== What you have to do ==
Produce an exact transcription of the listing below, omitting the pictures.
++++ Supplied material
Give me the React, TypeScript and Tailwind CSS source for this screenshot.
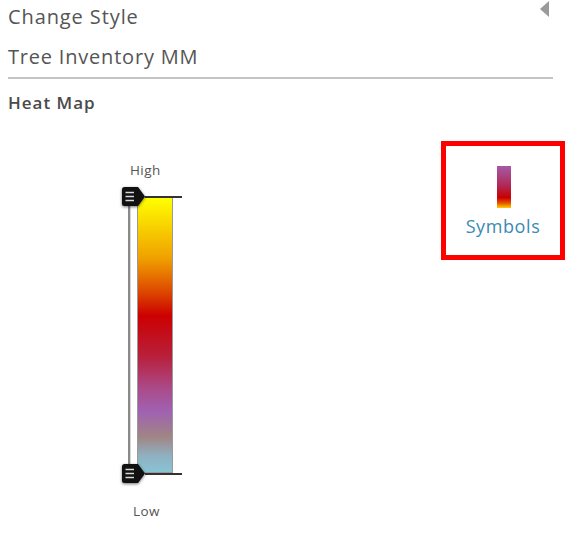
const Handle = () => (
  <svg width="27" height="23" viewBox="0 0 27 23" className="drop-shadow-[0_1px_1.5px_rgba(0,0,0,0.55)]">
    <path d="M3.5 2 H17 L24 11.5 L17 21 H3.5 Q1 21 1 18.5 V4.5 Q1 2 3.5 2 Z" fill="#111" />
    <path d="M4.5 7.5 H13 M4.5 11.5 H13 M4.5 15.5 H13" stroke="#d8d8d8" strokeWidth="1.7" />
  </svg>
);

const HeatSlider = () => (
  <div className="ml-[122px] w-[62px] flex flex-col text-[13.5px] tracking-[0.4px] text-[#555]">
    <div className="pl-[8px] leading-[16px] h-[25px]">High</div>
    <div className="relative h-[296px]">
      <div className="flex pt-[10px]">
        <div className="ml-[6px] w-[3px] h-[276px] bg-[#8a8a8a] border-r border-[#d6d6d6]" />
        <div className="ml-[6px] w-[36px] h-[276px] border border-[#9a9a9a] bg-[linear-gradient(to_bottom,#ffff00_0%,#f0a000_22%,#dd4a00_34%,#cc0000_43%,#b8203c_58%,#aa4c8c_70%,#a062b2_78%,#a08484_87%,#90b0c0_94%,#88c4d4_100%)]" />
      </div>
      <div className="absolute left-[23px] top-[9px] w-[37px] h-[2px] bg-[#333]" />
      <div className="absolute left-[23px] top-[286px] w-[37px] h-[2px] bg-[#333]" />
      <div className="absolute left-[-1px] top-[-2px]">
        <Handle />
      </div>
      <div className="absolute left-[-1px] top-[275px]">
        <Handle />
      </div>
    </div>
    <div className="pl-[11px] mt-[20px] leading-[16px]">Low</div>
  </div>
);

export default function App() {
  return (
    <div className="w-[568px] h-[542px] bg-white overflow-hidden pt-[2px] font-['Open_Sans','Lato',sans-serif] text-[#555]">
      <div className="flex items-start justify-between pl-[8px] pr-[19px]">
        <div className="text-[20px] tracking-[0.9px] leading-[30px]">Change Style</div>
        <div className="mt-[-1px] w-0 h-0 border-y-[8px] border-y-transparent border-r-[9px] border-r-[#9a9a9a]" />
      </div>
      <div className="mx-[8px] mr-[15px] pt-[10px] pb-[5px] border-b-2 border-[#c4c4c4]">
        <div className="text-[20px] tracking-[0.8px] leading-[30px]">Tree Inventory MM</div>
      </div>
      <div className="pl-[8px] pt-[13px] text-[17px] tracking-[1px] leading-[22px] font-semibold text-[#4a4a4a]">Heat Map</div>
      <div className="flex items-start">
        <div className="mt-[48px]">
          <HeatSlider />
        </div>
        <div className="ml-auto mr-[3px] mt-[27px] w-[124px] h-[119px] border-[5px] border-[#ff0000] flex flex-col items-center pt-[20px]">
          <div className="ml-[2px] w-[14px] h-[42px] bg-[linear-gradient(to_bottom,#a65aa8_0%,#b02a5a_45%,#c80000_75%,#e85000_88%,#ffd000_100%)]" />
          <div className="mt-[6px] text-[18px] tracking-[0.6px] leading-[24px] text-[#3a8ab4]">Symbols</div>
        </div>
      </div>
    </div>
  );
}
++++++++
== Response below ==
Give me the React, TypeScript and Tailwind CSS source for this screenshot.
const Handle = () => (
  <svg width="27" height="23" viewBox="0 0 27 23" className="drop-shadow-[0_1px_1.5px_rgba(0,0,0,0.55)]">
    <path d="M3.5 2 H17 L24 11.5 L17 21 H3.5 Q1 21 1 18.5 V4.5 Q1 2 3.5 2 Z" fill="#111" />
    <path d="M4.5 7.5 H13 M4.5 11.5 H13 M4.5 15.5 H13" stroke="#d8d8d8" strokeWidth="1.7" />
  </svg>
);

const HeatSlider = () => (
  <div className="ml-[122px] w-[62px] flex flex-col text-[13.5px] tracking-[0.4px] text-[#555]">
    <div className="pl-[8px] leading-[16px] h-[25px]">High</div>
    <div className="relative h-[296px]">
      <div className="flex pt-[10px]">
        <div className="ml-[6px] w-[3px] h-[276px] bg-[#8a8a8a] border-r border-[#d6d6d6]" />
        <div className="ml-[6px] w-[36px] h-[276px] border border-[#9a9a9a] bg-[linear-gradient(to_bottom,#ffff00_0%,#f0a000_22%,#dd4a00_34%,#cc0000_43%,#b8203c_58%,#aa4c8c_70%,#a062b2_78%,#a08484_87%,#90b0c0_94%,#88c4d4_100%)]" />
      </div>
      <div className="absolute left-[23px] top-[9px] w-[37px] h-[2px] bg-[#333]" />
      <div className="absolute left-[23px] top-[286px] w-[37px] h-[2px] bg-[#333]" />
      <div className="absolute left-[-1px] top-[-2px]">
        <Handle />
      </div>
      <div className="absolute left-[-1px] top-[275px]">
        <Handle />
      </div>
    </div>
    <div className="pl-[11px] mt-[20px] leading-[16px]">Low</div>
  </div>
);

export default function App() {
  return (
    <div className="w-[568px] h-[542px] bg-white overflow-hidden pt-[2px] font-['Open_Sans','Lato',sans-serif] text-[#555]">
      <div className="flex items-start justify-between pl-[8px] pr-[19px]">
        <div className="text-[20px] tracking-[0.9px] leading-[30px]">Change Style</div>
        <div className="mt-[-1px] w-0 h-0 border-y-[8px] border-y-transparent border-r-[9px] border-r-[#9a9a9a]" />
      </div>
      <div className="mx-[8px] mr-[15px] pt-[10px] pb-[5px] border-b-2 border-[#c4c4c4]">
        <div className="text-[20px] tracking-[0.8px] leading-[30px]">Tree Inventory MM</div>
      </div>
      <div className="pl-[8px] pt-[13px] text-[17px] tracking-[1px] leading-[22px] font-semibold text-[#4a4a4a]">Heat Map</div>
      <div className="flex items-start">
        <div className="mt-[48px]">
          <HeatSlider />
        </div>
        <div className="ml-auto mr-[3px] mt-[27px] w-[124px] h-[119px] border-[5px] border-[#ff0000] flex flex-col items-center pt-[20px]">
          <div className="ml-[2px] w-[14px] h-[42px] bg-[linear-gradient(to_bottom,#a65aa8_0%,#b02a5a_45%,#c80000_75%,#e85000_88%,#ffd000_100%)]" />
          <div className="mt-[6px] text-[18px] tracking-[0.6px] leading-[24px] text-[#3a8ab4]">Symbols</div>
        </div>
      </div>
    </div>
  );
}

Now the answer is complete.